-- Start of SUPPLIED DATA --

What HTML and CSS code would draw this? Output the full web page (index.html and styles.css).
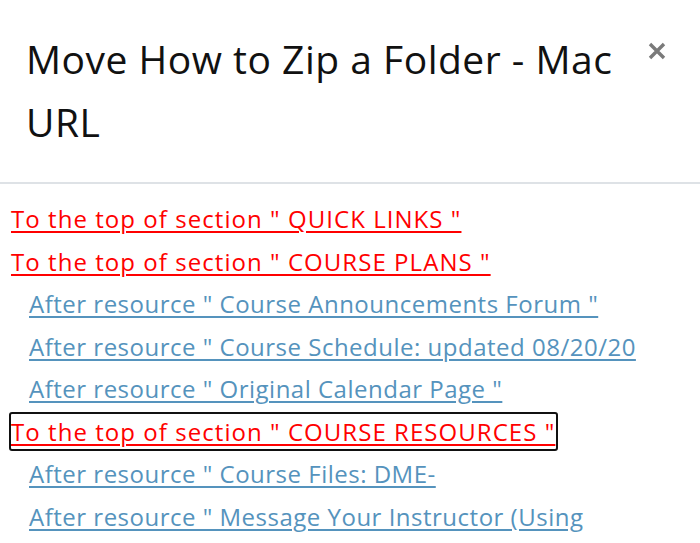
FILE: index.html
```html
<!DOCTYPE html>
<html>
<head>
<meta charset="utf-8">
<link rel="stylesheet" href="styles.css">
</head>
<body>
<div class="modal">
  <div class="modal-header">
    <h5 class="modal-title">Move How to Zip a Folder - Mac URL</h5>
    <button class="close" type="button" aria-label="Close">
      <svg viewBox="0 0 18 18" width="18" height="18"><path d="M2 2 L16 16 M16 2 L2 16" stroke="#7a7a7a" stroke-width="3.4" stroke-linecap="butt"/></svg>
    </button>
  </div>
  <div class="modal-body">
    <ul class="targets">
      <li class="section"><a href="#">To the top of section " QUICK LINKS "</a></li>
      <li class="section"><a href="#">To the top of section " COURSE PLANS "</a></li>
      <li class="resource"><a href="#">After resource " Course Announcements Forum "</a></li>
      <li class="resource"><a href="#">After resource " Course Schedule: updated 08/20/20</a></li>
      <li class="resource"><a href="#">After resource " Original Calendar Page "</a></li>
      <li class="section"><a href="#" class="focused">To the top of section " COURSE RESOURCES "</a></li>
      <li class="resource"><a href="#">After resource " Course Files: DME-</a></li>
      <li class="resource"><a href="#">After resource " Message Your Instructor (Using</a></li>
    </ul>
  </div>
</div>
</body>
</html>
```
FILE: styles.css
```css
html, body {
  margin: 0;
  padding: 0;
  background: #fff;
  overflow: hidden;
}
body {
  font-family: "Open Sans", "Noto Sans", "Liberation Sans", sans-serif;
  width: 700px;
  height: 543px;
}
.modal {
  width: 700px;
}
.modal-header {
  display: flex;
  align-items: flex-start;
  justify-content: space-between;
  padding: 27px 34px 29px 26px;
  border-bottom: 2px solid #dee2e6;
}
.modal-title {
  margin: 0;
  font-size: 39px;
  font-weight: 400;
  line-height: 63px;
  color: #111;
  width: 620px;
  letter-spacing: 0.5px;
}
.close {
  background: none;
  border: 0;
  padding: 0;
  margin: 15px 0 0 0;
  width: 18px;
  height: 18px;
  display: flex;
}
.modal-body {
  padding: 14px 0 0 11px;
}
.targets {
  list-style: none;
  margin: 0;
  padding: 0;
  font-size: 24px;
}
.targets li {
  height: 42.5px;
  line-height: 42.5px;
  white-space: nowrap;
}
.targets a {
  text-decoration: underline;
  text-underline-offset: 3px;
  text-decoration-thickness: 2px;
}
.section a {
  color: #ff0000;
  letter-spacing: 1.05px;
}
.resource {
  padding-left: 18px;
}
.resource a {
  color: #5593bd;
  letter-spacing: 0.5px;
}
.focused {
  border: 2px solid #111;
  border-radius: 3px;
  margin-left: -2px;
  padding: 1px 1px 1px 0;
}
```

-- End of SUPPLIED DATA --

** EXERCISE DESCRIPTION **
Print each line of the material above exactly, with the pictures removed from your copy.

** EXERCISE SOLUTION **
What HTML and CSS code would draw this? Output the full web page (index.html and styles.css).
FILE: index.html
```html
<!DOCTYPE html>
<html>
<head>
<meta charset="utf-8">
<link rel="stylesheet" href="styles.css">
</head>
<body>
<div class="modal">
  <div class="modal-header">
    <h5 class="modal-title">Move How to Zip a Folder - Mac URL</h5>
    <button class="close" type="button" aria-label="Close">
      <svg viewBox="0 0 18 18" width="18" height="18"><path d="M2 2 L16 16 M16 2 L2 16" stroke="#7a7a7a" stroke-width="3.4" stroke-linecap="butt"/></svg>
    </button>
  </div>
  <div class="modal-body">
    <ul class="targets">
      <li class="section"><a href="#">To the top of section " QUICK LINKS "</a></li>
      <li class="section"><a href="#">To the top of section " COURSE PLANS "</a></li>
      <li class="resource"><a href="#">After resource " Course Announcements Forum "</a></li>
      <li class="resource"><a href="#">After resource " Course Schedule: updated 08/20/20</a></li>
      <li class="resource"><a href="#">After resource " Original Calendar Page "</a></li>
      <li class="section"><a href="#" class="focused">To the top of section " COURSE RESOURCES "</a></li>
      <li class="resource"><a href="#">After resource " Course Files: DME-</a></li>
      <li class="resource"><a href="#">After resource " Message Your Instructor (Using</a></li>
    </ul>
  </div>
</div>
</body>
</html>
```
FILE: styles.css
```css
html, body {
  margin: 0;
  padding: 0;
  background: #fff;
  overflow: hidden;
}
body {
  font-family: "Open Sans", "Noto Sans", "Liberation Sans", sans-serif;
  width: 700px;
  height: 543px;
}
.modal {
  width: 700px;
}
.modal-header {
  display: flex;
  align-items: flex-start;
  justify-content: space-between;
  padding: 27px 34px 29px 26px;
  border-bottom: 2px solid #dee2e6;
}
.modal-title {
  margin: 0;
  font-size: 39px;
  font-weight: 400;
  line-height: 63px;
  color: #111;
  width: 620px;
  letter-spacing: 0.5px;
}
.close {
  background: none;
  border: 0;
  padding: 0;
  margin: 15px 0 0 0;
  width: 18px;
  height: 18px;
  display: flex;
}
.modal-body {
  padding: 14px 0 0 11px;
}
.targets {
  list-style: none;
  margin: 0;
  padding: 0;
  font-size: 24px;
}
.targets li {
  height: 42.5px;
  line-height: 42.5px;
  white-space: nowrap;
}
.targets a {
  text-decoration: underline;
  text-underline-offset: 3px;
  text-decoration-thickness: 2px;
}
.section a {
  color: #ff0000;
  letter-spacing: 1.05px;
}
.resource {
  padding-left: 18px;
}
.resource a {
  color: #5593bd;
  letter-spacing: 0.5px;
}
.focused {
  border: 2px solid #111;
  border-radius: 3px;
  margin-left: -2px;
  padding: 1px 1px 1px 0;
}
```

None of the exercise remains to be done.